Speech Graphics may not be the first service provider to move on the middleware space, but to hear such a clear-cut plan certainly isn’t typical so early in the life of a games technology company, regardless of discipline or specialty.
And just because the team’s long term plan emphasises fleshing out a tool, it doesn’t mean that Hofer and his colleagues are holding back with their dedication to developing and offering a fully featured service.
The company’s solution is centred around a model that sees clients provide audio and facial models, which Speech Graphics work on with in-house software tools to produce synchronised animation.
“We use ten, proprietary high-level animation channels to drive bones or blendshapes in the same manner,” explains Hofer.
“These channels are based on our analysis of the way the human face moves during speech. Output is provided for any of the popular 3D animation packages.
"The solution works equally well in any language, which means our service is also ideal for re-animating faces in different languages for localisation. Our animation solution has already been integrated and proven in production pipelines at major game development and motion capture studios.”
According to Speech Graphics’ senior members, the tech behind the service betters equivalent audio-driven facial animation systems by pooling speech recognition and graphics experience.
In doing so it builds a solution based on muscle dynamics that predicts how human facial muscles move to produce speech sounds. It’s a highly specialised approach, and one its creators insist betters the established model.
“Previous audio-driven solutions rely on very simple lip-sync algorithms, and quality has not changed much since the 1990s,” claims Speech Graphics’ CTO Michael Berger.

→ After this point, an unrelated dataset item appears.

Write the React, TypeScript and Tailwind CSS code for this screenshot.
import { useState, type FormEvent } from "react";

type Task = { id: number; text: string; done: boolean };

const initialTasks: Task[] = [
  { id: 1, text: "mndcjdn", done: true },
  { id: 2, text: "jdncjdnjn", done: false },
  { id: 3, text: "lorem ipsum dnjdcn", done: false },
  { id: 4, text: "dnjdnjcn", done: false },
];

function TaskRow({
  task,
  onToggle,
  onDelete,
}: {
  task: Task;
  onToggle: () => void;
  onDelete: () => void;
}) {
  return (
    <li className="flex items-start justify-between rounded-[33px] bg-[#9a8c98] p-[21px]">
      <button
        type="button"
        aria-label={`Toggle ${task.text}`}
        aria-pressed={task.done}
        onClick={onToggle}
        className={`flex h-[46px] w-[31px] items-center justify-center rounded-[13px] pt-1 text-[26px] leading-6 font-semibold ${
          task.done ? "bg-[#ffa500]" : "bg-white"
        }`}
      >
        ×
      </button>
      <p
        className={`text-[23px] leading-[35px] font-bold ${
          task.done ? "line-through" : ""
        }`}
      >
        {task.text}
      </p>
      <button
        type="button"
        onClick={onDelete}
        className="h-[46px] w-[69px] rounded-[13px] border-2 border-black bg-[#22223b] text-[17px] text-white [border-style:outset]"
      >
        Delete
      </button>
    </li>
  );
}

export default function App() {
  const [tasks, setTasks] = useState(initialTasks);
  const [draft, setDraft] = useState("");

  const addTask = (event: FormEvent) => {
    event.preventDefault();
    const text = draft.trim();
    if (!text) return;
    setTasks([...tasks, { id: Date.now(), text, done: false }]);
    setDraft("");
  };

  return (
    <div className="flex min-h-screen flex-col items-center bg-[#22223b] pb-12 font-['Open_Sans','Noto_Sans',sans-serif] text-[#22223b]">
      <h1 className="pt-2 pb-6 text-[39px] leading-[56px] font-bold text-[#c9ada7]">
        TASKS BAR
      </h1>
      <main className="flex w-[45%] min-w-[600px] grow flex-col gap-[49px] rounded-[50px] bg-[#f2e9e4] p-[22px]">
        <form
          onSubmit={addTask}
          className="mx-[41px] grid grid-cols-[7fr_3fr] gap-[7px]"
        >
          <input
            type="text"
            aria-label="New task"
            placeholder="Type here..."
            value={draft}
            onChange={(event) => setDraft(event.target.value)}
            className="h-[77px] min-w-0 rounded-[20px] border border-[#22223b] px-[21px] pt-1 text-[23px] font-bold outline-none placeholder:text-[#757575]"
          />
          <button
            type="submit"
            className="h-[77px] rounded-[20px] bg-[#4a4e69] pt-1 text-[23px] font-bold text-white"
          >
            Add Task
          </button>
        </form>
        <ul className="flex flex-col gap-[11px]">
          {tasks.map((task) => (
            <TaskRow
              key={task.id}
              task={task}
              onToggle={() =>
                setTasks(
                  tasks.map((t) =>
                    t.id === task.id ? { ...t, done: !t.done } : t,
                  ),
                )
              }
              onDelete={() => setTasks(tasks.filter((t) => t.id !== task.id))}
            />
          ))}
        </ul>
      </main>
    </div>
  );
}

“With current polygon counts and character realism this lack of improvement is increasingly out of place. Speech is one of the most difficult things to animate convincingly, due to that amazing combination of fluidity and accuracy in natural speech.”

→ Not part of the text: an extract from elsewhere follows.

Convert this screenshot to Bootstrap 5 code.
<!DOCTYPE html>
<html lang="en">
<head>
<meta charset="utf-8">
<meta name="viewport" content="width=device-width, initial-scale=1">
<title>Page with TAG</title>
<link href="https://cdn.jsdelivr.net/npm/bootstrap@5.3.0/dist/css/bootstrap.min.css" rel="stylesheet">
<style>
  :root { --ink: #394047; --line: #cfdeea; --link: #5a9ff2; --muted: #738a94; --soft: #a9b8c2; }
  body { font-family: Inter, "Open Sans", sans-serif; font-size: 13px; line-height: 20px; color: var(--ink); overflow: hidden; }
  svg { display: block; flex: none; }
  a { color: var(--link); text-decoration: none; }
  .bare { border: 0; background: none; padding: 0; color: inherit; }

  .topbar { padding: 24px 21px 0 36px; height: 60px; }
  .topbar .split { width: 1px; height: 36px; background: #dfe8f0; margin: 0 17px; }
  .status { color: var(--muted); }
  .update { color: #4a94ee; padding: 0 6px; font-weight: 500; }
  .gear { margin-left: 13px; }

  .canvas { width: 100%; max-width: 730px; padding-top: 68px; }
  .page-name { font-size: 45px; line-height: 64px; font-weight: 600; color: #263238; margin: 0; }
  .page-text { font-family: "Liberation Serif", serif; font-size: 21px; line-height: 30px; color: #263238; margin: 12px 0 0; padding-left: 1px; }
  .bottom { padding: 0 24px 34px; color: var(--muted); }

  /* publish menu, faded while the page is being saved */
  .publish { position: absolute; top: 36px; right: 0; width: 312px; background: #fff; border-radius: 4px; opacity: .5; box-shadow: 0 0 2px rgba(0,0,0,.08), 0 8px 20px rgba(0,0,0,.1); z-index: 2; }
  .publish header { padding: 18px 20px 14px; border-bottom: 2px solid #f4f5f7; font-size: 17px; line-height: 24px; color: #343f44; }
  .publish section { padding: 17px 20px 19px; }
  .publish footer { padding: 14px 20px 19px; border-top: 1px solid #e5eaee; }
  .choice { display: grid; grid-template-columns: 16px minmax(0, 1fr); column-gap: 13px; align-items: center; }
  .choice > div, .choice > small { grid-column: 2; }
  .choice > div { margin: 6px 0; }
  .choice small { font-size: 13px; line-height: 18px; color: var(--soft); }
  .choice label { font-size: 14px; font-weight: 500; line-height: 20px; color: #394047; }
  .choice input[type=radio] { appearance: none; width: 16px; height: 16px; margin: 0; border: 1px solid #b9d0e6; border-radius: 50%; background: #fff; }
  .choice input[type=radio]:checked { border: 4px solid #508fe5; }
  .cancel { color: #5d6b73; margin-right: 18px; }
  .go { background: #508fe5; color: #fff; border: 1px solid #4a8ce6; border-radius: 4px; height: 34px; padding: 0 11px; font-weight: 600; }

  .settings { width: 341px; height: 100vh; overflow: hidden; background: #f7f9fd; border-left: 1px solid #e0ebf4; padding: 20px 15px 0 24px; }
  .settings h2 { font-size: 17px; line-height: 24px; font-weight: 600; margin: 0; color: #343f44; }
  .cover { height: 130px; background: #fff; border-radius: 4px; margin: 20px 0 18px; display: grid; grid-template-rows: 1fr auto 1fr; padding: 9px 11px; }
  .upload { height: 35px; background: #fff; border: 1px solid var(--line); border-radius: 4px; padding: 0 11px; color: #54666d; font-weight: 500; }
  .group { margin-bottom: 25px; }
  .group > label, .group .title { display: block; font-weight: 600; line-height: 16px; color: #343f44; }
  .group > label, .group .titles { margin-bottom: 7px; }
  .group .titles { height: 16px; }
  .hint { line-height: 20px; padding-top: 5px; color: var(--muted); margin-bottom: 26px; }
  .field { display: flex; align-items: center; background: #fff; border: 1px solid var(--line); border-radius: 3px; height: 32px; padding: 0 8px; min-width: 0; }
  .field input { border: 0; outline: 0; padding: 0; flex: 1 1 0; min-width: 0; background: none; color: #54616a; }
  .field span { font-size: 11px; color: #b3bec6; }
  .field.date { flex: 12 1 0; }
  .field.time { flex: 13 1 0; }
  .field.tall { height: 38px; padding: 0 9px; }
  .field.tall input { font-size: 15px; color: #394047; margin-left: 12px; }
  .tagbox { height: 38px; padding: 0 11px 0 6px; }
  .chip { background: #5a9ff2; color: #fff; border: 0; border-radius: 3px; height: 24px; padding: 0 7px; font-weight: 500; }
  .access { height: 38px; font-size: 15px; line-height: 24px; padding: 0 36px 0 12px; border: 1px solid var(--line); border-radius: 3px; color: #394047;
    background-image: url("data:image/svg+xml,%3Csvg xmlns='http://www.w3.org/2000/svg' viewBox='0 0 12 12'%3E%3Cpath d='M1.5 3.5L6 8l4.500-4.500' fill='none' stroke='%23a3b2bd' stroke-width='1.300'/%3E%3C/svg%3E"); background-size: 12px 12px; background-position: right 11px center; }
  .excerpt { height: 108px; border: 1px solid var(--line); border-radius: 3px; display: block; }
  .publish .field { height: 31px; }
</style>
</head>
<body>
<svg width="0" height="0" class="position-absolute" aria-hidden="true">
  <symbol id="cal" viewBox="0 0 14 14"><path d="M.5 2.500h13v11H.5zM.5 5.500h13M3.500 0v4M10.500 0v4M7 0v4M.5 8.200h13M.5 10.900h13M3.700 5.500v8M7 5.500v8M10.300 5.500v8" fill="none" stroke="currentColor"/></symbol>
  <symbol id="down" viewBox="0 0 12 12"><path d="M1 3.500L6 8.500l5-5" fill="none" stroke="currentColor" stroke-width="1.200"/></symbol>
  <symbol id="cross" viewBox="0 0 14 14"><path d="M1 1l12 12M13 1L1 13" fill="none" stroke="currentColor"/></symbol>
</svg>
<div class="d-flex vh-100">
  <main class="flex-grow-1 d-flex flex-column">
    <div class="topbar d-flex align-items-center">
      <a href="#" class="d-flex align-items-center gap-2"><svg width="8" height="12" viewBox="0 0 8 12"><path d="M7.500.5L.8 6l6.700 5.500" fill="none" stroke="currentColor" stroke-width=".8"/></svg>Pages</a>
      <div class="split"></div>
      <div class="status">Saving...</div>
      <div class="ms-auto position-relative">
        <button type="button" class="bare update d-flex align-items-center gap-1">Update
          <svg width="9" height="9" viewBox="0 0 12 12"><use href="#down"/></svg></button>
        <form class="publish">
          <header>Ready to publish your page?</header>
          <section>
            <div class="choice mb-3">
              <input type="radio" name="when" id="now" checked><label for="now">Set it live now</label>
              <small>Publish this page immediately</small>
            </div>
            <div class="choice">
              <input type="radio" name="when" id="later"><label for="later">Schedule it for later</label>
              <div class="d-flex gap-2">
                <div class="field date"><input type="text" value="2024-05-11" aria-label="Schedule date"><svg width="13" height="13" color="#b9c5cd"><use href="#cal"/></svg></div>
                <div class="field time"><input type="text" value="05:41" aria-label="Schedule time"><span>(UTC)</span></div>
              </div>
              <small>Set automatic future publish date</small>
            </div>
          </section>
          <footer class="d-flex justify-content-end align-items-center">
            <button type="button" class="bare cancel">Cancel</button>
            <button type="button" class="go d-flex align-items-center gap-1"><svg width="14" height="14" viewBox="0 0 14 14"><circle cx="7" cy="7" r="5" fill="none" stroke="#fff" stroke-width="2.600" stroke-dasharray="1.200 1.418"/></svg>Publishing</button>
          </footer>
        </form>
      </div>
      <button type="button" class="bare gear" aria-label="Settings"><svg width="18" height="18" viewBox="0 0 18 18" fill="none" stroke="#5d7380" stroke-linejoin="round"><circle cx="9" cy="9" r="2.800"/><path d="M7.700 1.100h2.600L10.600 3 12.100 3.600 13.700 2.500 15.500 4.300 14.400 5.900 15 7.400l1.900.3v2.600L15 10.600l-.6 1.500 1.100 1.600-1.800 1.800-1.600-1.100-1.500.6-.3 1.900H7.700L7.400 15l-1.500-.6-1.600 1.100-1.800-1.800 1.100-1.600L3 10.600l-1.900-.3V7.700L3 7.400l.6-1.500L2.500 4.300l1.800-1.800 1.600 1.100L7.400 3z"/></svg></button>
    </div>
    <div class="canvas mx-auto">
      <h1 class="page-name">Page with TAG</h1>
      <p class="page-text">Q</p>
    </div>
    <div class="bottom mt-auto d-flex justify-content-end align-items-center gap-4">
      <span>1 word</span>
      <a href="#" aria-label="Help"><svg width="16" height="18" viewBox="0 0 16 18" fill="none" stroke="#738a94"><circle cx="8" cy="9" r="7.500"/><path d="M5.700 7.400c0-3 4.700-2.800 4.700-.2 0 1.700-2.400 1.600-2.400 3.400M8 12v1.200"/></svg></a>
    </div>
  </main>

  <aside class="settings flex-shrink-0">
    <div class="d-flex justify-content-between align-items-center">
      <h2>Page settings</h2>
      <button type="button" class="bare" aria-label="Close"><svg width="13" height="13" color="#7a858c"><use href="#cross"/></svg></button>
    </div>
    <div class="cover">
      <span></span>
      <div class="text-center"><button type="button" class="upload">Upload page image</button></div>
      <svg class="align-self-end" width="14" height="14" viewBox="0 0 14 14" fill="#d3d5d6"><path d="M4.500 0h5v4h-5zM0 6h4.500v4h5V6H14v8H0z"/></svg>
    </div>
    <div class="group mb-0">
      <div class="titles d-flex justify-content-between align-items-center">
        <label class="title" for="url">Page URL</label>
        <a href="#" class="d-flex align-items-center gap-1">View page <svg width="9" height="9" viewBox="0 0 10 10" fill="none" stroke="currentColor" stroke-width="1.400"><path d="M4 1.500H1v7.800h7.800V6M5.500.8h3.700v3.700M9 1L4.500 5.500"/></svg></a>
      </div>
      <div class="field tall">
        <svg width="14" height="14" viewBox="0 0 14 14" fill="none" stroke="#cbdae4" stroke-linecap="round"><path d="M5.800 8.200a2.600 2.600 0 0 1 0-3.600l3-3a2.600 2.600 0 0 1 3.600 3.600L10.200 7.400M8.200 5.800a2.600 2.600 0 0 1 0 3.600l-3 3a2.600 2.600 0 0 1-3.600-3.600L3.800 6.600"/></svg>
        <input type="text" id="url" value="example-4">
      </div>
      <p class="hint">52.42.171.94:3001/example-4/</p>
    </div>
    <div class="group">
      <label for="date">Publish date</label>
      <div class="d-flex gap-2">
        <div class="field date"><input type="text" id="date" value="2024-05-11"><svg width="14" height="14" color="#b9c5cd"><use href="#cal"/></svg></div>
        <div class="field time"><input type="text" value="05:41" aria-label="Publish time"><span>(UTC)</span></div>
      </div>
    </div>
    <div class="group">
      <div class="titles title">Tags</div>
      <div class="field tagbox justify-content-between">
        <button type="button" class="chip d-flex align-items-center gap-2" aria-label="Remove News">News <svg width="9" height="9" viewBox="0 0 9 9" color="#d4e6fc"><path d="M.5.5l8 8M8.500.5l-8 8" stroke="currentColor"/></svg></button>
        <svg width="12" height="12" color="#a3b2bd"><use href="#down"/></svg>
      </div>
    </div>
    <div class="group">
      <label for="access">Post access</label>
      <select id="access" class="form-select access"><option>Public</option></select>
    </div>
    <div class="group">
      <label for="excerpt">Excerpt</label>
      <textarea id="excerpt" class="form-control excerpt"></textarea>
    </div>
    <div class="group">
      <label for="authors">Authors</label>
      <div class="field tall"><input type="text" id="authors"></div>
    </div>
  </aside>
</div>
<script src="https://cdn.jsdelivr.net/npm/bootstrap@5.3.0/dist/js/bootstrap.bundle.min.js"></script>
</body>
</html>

For now, that difficulty and Speech Graphics’ technology’s subsequent intricacy means that currently triple-A studios remain the service’s most relevant customers.
Those bigger studios have a greater hunger – and perhaps need – for visual polish. And in particular it is the triple-A games that, like Skyrim and Star Wars: The Old Republic, shower the player with spoken dialogue that Hofer sees as best suited to the company’s ability.
“However, mobile and browser-based games are fast improving in graphic quality,” offers Hofer.
“Our solution will be ideal for that market as well, especially when we release a software product that can be used by a large number of developers.
“In addition to game developers, we also work with other animation companies that service the games industry.”
Speech Graphics is also forming partnerships with motion capture studios with a view to offer joint services based on its relevant technologies.
THE SOUND OF POTENTIAL
In working its service into a tool, and through collaboration with companies in related specialties, Speech Graphics is to bring facial animation to lower-budget games; a fact that will chime with those who have long predicted the emergence of triple-A on mobile and browser.
And as the convergence between mobile, social, and console games increases, Speech Graphics is striving to keep pace with the technological frontier so as to make sure its services and technology match current needs.
Hofer highlights the on-going content delivery required for online games as an example of an area closely watched by he and his colleagues, and something the team can plug into by automatically generating animation for incoming speech content.
“We are also following trends in facial modelling, as we believe even the most accurate dynamics are lost on poorly rigged facial models,” says Berger.
“Part of our expertise lies in knowing how the face naturally deforms during speech, so we feel we can have a major impact on the industry by guiding development of facial models that are well-suited to speech."
Despite all the enthusiasm and optimism on Speech Graphics’ behalf, challenges remain in turning a service into a tool, even for a company so confident in its product.
As Speech Graphic’s current in-house tech is standalone software, managing import and export vis-à-vis the major animation packages in order to interface with clients, has proved a trial that has taken a huge effort on the company’s behalf.
“A bigger obstacle was dealing with client facial models that are not suited to speech, which required a good deal of effort until we arrived at an ideal method for facial model adaptation,” admits Berger.
“This problem must also be handled in a user-friendly way for any software tool we subsequently release, whether standalone or plug-in. In addition, in GUI design for these tools we need to visualise important information about the speech signal that can be used to optimise output.”
Looking forward, there are other challenges, but most are not Speech Graphic’s sole responsibility. Together, a collective pan-industry effort is underway to address the fact that, according to Hofer, facial animation remains some way behind other aspects of games technology.
“This is partly because of the complexity of faces, but also because of how we perceive them,” Hofer suggests.
“As humans we innately scrutinise faces and respond on a very deep level to facial expressions. A title like L.A. Noire shows that you can make a successful game where some of the main game elements centre around our innate ability to read faces."
Berger adds: “However, the push for greater realism in faces – combined with a continued rise in face-centred spoken dialogue – makes it crucial for developers to acquire new technologies for facial modelling and animation pipelines.
“We believe there will be continued convergence between facial modelling, procedural facial animation and the use of data-driven techniques such as 3D or 4D scanning.”
It’s an enchanting vision of the future, and one that Speech Graphics is doing everything it can to be a part of, be it as a tool or as a service to artists and animators.